Having broken away from the institutions of old, Wiki's peer-to-peer playground has actually re-constituted itself in their image, reflecting once again the inequalities of the society it seeks to document. Most obviously, the four billion people without access to the Internet cannot edit the Wikipedia entries on their own cultures. And among the wired, it is the male techy community that has established a monopoly on truth.

Sue Gardner, the executive director of the Wikipedia Foundation, wants to increase female contribution to 25% by 2015. It's a noble goal on paper, but such an intervention goes against the techno-libertarianism of the hacker ethos, and fails to address the underlying cause of Wikipedia's gaping gender cleft.

Science and tech are still considered un-feminine pursuits, and the very fact of male dominance perpetuates itself; without role models in the field, girls are less likely to imagine themselves as welcome in it. The women who end up entering the computer club can feel like ambassadors for their gender, laboring under a scalding spotlight, afraid to speak out or mess up.

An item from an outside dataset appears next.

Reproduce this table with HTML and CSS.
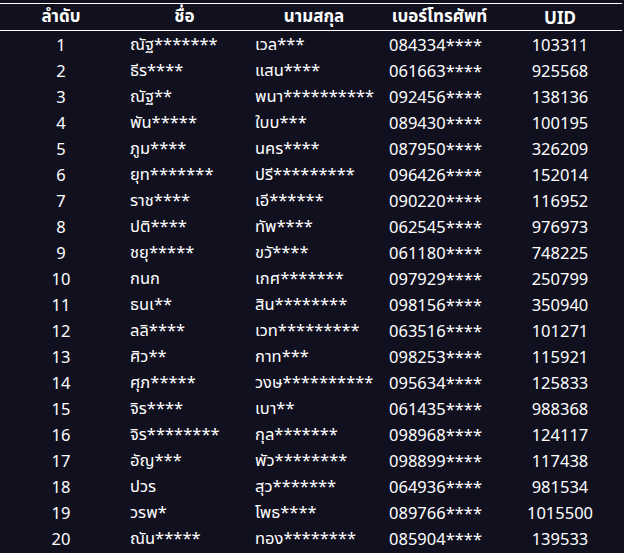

The digital artist Stefanie Wuschitz, speaking at Berlin's Transmediale festival, defended the hacker community as inclusive, in principle. "But they develop these very masculine codes," she said, referring to hackerspaces, and clicking to a slide with doodles of pornography, junk food, and testicles. "I wish they didn't make me feel so exotic and just gave me the space to work."

No doubt more women will geek out in the future, and spend their leisure time editing Wiki. But the wild skew in the website's demographics is a reminder that epistemology can be as illusive as art. Today's most prolific truth-makers might be vandals and fools, and are definitely, for the most part, young, male and probably bored.

Footnote: This post links to Wikipedia nine times.